- Work to be completed:
All of the data should be repeated exactly; pictures are not part of the copy.

- Source excerpt:
● ● ● ● ● ● ●

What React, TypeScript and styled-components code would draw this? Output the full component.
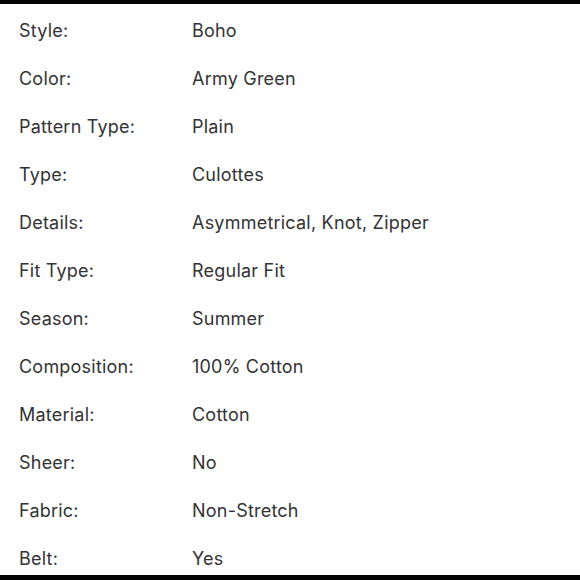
import React from 'react';
import styled, { createGlobalStyle } from 'styled-components';

const GlobalStyle = createGlobalStyle`
  html, body {
    margin: 0;
    padding: 0;
    background: #ffffff;
  }
  body {
    font-family: Inter, 'Noto Sans', 'Liberation Sans', sans-serif;
  }
`;

const Frame = styled.div`
  width: 580px;
  height: 580px;
  display: flex;
  flex-direction: column;
  background: #ffffff;
  overflow: hidden;
`;

const EdgeBar = styled.div<{ $h: number }>`
  height: ${(p) => p.$h}px;
  flex-shrink: 0;
  background: #050505;
`;

const SpecList = styled.dl`
  flex: 1;
  margin: 0;
  padding: 2px 0 0;
  overflow: hidden;
`;

const SpecRow = styled.div`
  height: 48px;
  display: grid;
  grid-template-columns: 173px 1fr;
  align-items: center;
  padding-left: 19px;
  font-size: 18px;
  color: #333333;
  letter-spacing: 0.22px;
`;

const Label = styled.dt`
  margin: 0;
`;

const Value = styled.dd`
  margin: 0;
`;

const specs: [string, string][] = [
  ['Style:', 'Boho'],
  ['Color:', 'Army Green'],
  ['Pattern Type:', 'Plain'],
  ['Type:', 'Culottes'],
  ['Details:', 'Asymmetrical, Knot, Zipper'],
  ['Fit Type:', 'Regular Fit'],
  ['Season:', 'Summer'],
  ['Composition:', '100% Cotton'],
  ['Material:', 'Cotton'],
  ['Sheer:', 'No'],
  ['Fabric:', 'Non-Stretch'],
  ['Belt:', 'Yes'],
];

function App() {
  return (
    <>
      <GlobalStyle />
      <Frame>
        <EdgeBar $h={4} />
        <SpecList>
          {specs.map(([label, value]) => (
            <SpecRow key={label}>
              <Label>{label}</Label>
              <Value>{value}</Value>
            </SpecRow>
          ))}
        </SpecList>
        <EdgeBar $h={5} />
      </Frame>
    </>
  );
}

export default App;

● ● ● ● ● ● ●

- Answer to this task:
What React, TypeScript and styled-components code would draw this? Output the full component.
import React from 'react';
import styled, { createGlobalStyle } from 'styled-components';

const GlobalStyle = createGlobalStyle`
  html, body {
    margin: 0;
    padding: 0;
    background: #ffffff;
  }
  body {
    font-family: Inter, 'Noto Sans', 'Liberation Sans', sans-serif;
  }
`;

const Frame = styled.div`
  width: 580px;
  height: 580px;
  display: flex;
  flex-direction: column;
  background: #ffffff;
  overflow: hidden;
`;

const EdgeBar = styled.div<{ $h: number }>`
  height: ${(p) => p.$h}px;
  flex-shrink: 0;
  background: #050505;
`;

const SpecList = styled.dl`
  flex: 1;
  margin: 0;
  padding: 2px 0 0;
  overflow: hidden;
`;

const SpecRow = styled.div`
  height: 48px;
  display: grid;
  grid-template-columns: 173px 1fr;
  align-items: center;
  padding-left: 19px;
  font-size: 18px;
  color: #333333;
  letter-spacing: 0.22px;
`;

const Label = styled.dt`
  margin: 0;
`;

const Value = styled.dd`
  margin: 0;
`;

const specs: [string, string][] = [
  ['Style:', 'Boho'],
  ['Color:', 'Army Green'],
  ['Pattern Type:', 'Plain'],
  ['Type:', 'Culottes'],
  ['Details:', 'Asymmetrical, Knot, Zipper'],
  ['Fit Type:', 'Regular Fit'],
  ['Season:', 'Summer'],
  ['Composition:', '100% Cotton'],
  ['Material:', 'Cotton'],
  ['Sheer:', 'No'],
  ['Fabric:', 'Non-Stretch'],
  ['Belt:', 'Yes'],
];

function App() {
  return (
    <>
      <GlobalStyle />
      <Frame>
        <EdgeBar $h={4} />
        <SpecList>
          {specs.map(([label, value]) => (
            <SpecRow key={label}>
              <Label>{label}</Label>
              <Value>{value}</Value>
            </SpecRow>
          ))}
        </SpecList>
        <EdgeBar $h={5} />
      </Frame>
    </>
  );
}

export default App;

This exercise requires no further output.